» TASK OBJECTIVE
Leave out the pictures, then reproduce the rest of the material exactly.

═══ DATA SEGMENT ═══

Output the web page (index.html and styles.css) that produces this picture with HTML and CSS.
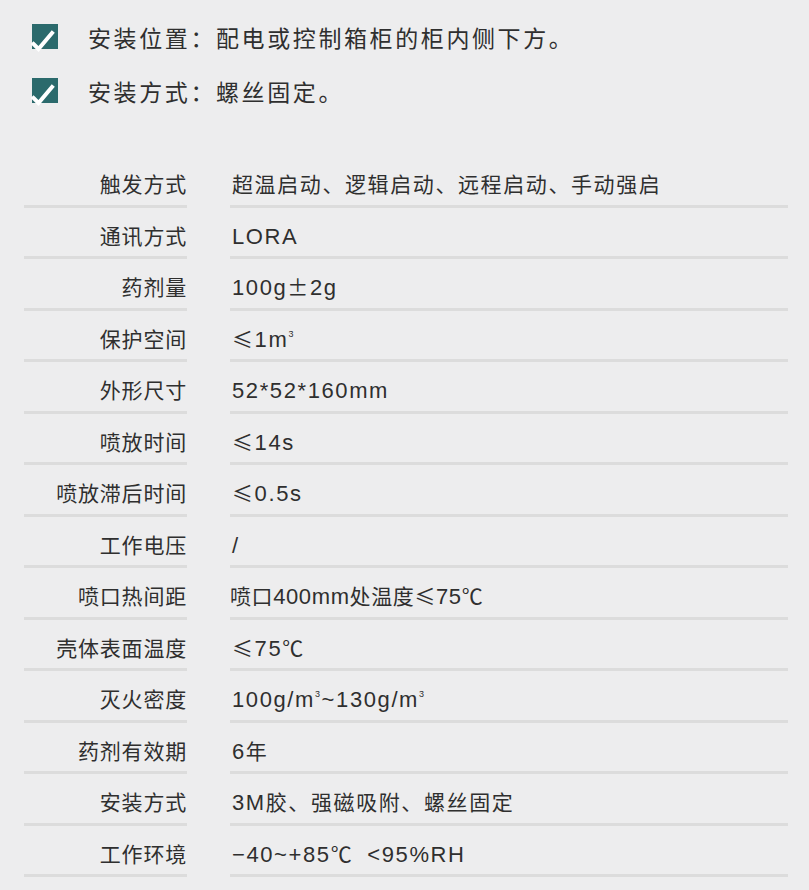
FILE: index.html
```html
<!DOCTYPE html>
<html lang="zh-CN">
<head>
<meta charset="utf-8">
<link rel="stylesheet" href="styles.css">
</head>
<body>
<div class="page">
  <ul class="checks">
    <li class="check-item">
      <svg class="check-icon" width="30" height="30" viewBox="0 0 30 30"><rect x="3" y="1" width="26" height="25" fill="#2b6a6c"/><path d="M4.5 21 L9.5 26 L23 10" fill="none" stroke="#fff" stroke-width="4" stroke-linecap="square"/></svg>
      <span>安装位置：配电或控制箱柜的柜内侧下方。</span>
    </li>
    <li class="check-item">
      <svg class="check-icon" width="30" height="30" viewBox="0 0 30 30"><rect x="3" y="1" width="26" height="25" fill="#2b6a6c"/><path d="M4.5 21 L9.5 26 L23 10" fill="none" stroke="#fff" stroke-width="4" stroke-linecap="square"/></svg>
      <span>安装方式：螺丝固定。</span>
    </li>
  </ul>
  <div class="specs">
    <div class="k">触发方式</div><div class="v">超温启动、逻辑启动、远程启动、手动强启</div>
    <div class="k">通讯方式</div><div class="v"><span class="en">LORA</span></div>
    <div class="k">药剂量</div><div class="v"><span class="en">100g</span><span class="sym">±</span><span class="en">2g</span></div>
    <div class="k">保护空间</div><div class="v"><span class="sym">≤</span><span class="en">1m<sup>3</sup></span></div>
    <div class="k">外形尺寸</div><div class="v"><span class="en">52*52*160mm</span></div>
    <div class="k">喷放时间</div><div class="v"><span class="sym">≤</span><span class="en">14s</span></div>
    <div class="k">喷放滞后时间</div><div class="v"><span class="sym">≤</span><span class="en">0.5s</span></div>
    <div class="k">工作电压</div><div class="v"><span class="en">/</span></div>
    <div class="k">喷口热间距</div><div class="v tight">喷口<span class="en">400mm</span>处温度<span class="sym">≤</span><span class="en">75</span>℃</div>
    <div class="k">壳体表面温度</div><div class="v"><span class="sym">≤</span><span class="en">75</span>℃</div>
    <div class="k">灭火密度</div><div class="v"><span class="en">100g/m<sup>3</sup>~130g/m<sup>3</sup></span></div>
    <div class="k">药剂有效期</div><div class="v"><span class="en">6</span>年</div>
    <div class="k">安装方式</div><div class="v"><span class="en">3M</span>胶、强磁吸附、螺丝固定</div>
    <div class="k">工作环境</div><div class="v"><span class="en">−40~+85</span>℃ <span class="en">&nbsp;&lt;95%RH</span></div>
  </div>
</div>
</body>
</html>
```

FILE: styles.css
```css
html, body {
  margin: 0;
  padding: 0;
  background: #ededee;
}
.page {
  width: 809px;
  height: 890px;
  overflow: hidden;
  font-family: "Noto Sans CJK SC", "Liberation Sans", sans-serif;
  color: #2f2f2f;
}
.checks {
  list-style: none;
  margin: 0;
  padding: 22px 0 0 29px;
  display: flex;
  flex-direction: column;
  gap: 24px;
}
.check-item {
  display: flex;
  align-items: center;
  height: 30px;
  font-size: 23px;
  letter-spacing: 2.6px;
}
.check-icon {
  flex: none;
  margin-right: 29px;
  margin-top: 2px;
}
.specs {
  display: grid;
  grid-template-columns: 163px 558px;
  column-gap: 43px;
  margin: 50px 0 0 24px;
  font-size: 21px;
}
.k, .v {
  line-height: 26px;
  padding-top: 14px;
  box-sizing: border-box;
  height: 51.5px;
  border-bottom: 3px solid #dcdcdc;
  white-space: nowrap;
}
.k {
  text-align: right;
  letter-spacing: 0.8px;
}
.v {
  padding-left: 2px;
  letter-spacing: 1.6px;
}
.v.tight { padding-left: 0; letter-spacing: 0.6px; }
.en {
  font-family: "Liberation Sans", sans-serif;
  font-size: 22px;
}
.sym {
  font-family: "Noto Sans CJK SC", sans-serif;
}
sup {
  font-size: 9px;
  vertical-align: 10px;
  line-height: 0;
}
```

═══

» RESPONSE
Output the web page (index.html and styles.css) that produces this picture with HTML and CSS.
FILE: index.html
```html
<!DOCTYPE html>
<html lang="zh-CN">
<head>
<meta charset="utf-8">
<link rel="stylesheet" href="styles.css">
</head>
<body>
<div class="page">
  <ul class="checks">
    <li class="check-item">
      <svg class="check-icon" width="30" height="30" viewBox="0 0 30 30"><rect x="3" y="1" width="26" height="25" fill="#2b6a6c"/><path d="M4.5 21 L9.5 26 L23 10" fill="none" stroke="#fff" stroke-width="4" stroke-linecap="square"/></svg>
      <span>安装位置：配电或控制箱柜的柜内侧下方。</span>
    </li>
    <li class="check-item">
      <svg class="check-icon" width="30" height="30" viewBox="0 0 30 30"><rect x="3" y="1" width="26" height="25" fill="#2b6a6c"/><path d="M4.5 21 L9.5 26 L23 10" fill="none" stroke="#fff" stroke-width="4" stroke-linecap="square"/></svg>
      <span>安装方式：螺丝固定。</span>
    </li>
  </ul>
  <div class="specs">
    <div class="k">触发方式</div><div class="v">超温启动、逻辑启动、远程启动、手动强启</div>
    <div class="k">通讯方式</div><div class="v"><span class="en">LORA</span></div>
    <div class="k">药剂量</div><div class="v"><span class="en">100g</span><span class="sym">±</span><span class="en">2g</span></div>
    <div class="k">保护空间</div><div class="v"><span class="sym">≤</span><span class="en">1m<sup>3</sup></span></div>
    <div class="k">外形尺寸</div><div class="v"><span class="en">52*52*160mm</span></div>
    <div class="k">喷放时间</div><div class="v"><span class="sym">≤</span><span class="en">14s</span></div>
    <div class="k">喷放滞后时间</div><div class="v"><span class="sym">≤</span><span class="en">0.5s</span></div>
    <div class="k">工作电压</div><div class="v"><span class="en">/</span></div>
    <div class="k">喷口热间距</div><div class="v tight">喷口<span class="en">400mm</span>处温度<span class="sym">≤</span><span class="en">75</span>℃</div>
    <div class="k">壳体表面温度</div><div class="v"><span class="sym">≤</span><span class="en">75</span>℃</div>
    <div class="k">灭火密度</div><div class="v"><span class="en">100g/m<sup>3</sup>~130g/m<sup>3</sup></span></div>
    <div class="k">药剂有效期</div><div class="v"><span class="en">6</span>年</div>
    <div class="k">安装方式</div><div class="v"><span class="en">3M</span>胶、强磁吸附、螺丝固定</div>
    <div class="k">工作环境</div><div class="v"><span class="en">−40~+85</span>℃ <span class="en">&nbsp;&lt;95%RH</span></div>
  </div>
</div>
</body>
</html>
```

FILE: styles.css
```css
html, body {
  margin: 0;
  padding: 0;
  background: #ededee;
}
.page {
  width: 809px;
  height: 890px;
  overflow: hidden;
  font-family: "Noto Sans CJK SC", "Liberation Sans", sans-serif;
  color: #2f2f2f;
}
.checks {
  list-style: none;
  margin: 0;
  padding: 22px 0 0 29px;
  display: flex;
  flex-direction: column;
  gap: 24px;
}
.check-item {
  display: flex;
  align-items: center;
  height: 30px;
  font-size: 23px;
  letter-spacing: 2.6px;
}
.check-icon {
  flex: none;
  margin-right: 29px;
  margin-top: 2px;
}
.specs {
  display: grid;
  grid-template-columns: 163px 558px;
  column-gap: 43px;
  margin: 50px 0 0 24px;
  font-size: 21px;
}
.k, .v {
  line-height: 26px;
  padding-top: 14px;
  box-sizing: border-box;
  height: 51.5px;
  border-bottom: 3px solid #dcdcdc;
  white-space: nowrap;
}
.k {
  text-align: right;
  letter-spacing: 0.8px;
}
.v {
  padding-left: 2px;
  letter-spacing: 1.6px;
}
.v.tight { padding-left: 0; letter-spacing: 0.6px; }
.en {
  font-family: "Liberation Sans", sans-serif;
  font-size: 22px;
}
.sym {
  font-family: "Noto Sans CJK SC", sans-serif;
}
sup {
  font-size: 9px;
  vertical-align: 10px;
  line-height: 0;
}
```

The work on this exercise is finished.